## Your instructions
Restate the whole listing word for word. Pictures are left out.

## Data block
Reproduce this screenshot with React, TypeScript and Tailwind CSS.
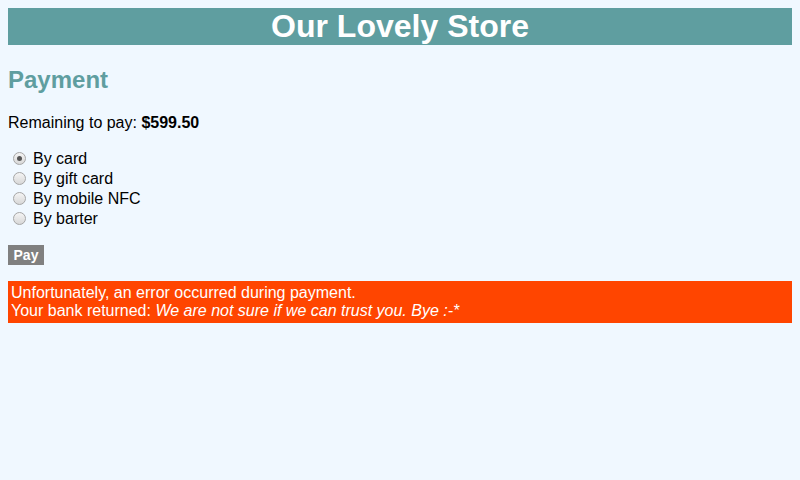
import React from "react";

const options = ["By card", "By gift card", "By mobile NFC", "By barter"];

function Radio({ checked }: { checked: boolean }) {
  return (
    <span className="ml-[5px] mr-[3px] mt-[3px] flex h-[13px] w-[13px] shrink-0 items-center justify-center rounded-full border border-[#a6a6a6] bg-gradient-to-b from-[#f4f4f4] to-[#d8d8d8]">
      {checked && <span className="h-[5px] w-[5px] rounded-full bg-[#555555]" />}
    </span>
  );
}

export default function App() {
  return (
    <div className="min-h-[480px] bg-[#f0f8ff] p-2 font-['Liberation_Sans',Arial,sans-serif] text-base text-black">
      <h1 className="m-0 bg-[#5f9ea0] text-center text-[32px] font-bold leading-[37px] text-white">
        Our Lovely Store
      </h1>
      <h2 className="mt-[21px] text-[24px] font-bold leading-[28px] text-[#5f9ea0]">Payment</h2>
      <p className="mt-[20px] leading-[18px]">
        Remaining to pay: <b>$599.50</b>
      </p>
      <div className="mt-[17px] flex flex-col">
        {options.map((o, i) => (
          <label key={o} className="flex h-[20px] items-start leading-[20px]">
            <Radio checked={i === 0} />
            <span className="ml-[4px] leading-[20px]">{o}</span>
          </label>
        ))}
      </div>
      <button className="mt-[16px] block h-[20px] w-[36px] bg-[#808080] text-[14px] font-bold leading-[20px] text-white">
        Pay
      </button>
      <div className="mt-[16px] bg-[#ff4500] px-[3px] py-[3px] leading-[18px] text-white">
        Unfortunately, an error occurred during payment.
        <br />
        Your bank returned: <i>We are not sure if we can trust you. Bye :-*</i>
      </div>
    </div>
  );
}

## Full solution
Reproduce this screenshot with React, TypeScript and Tailwind CSS.
import React from "react";

const options = ["By card", "By gift card", "By mobile NFC", "By barter"];

function Radio({ checked }: { checked: boolean }) {
  return (
    <span className="ml-[5px] mr-[3px] mt-[3px] flex h-[13px] w-[13px] shrink-0 items-center justify-center rounded-full border border-[#a6a6a6] bg-gradient-to-b from-[#f4f4f4] to-[#d8d8d8]">
      {checked && <span className="h-[5px] w-[5px] rounded-full bg-[#555555]" />}
    </span>
  );
}

export default function App() {
  return (
    <div className="min-h-[480px] bg-[#f0f8ff] p-2 font-['Liberation_Sans',Arial,sans-serif] text-base text-black">
      <h1 className="m-0 bg-[#5f9ea0] text-center text-[32px] font-bold leading-[37px] text-white">
        Our Lovely Store
      </h1>
      <h2 className="mt-[21px] text-[24px] font-bold leading-[28px] text-[#5f9ea0]">Payment</h2>
      <p className="mt-[20px] leading-[18px]">
        Remaining to pay: <b>$599.50</b>
      </p>
      <div className="mt-[17px] flex flex-col">
        {options.map((o, i) => (
          <label key={o} className="flex h-[20px] items-start leading-[20px]">
            <Radio checked={i === 0} />
            <span className="ml-[4px] leading-[20px]">{o}</span>
          </label>
        ))}
      </div>
      <button className="mt-[16px] block h-[20px] w-[36px] bg-[#808080] text-[14px] font-bold leading-[20px] text-white">
        Pay
      </button>
      <div className="mt-[16px] bg-[#ff4500] px-[3px] py-[3px] leading-[18px] text-white">
        Unfortunately, an error occurred during payment.
        <br />
        Your bank returned: <i>We are not sure if we can trust you. Bye :-*</i>
      </div>
    </div>
  );
}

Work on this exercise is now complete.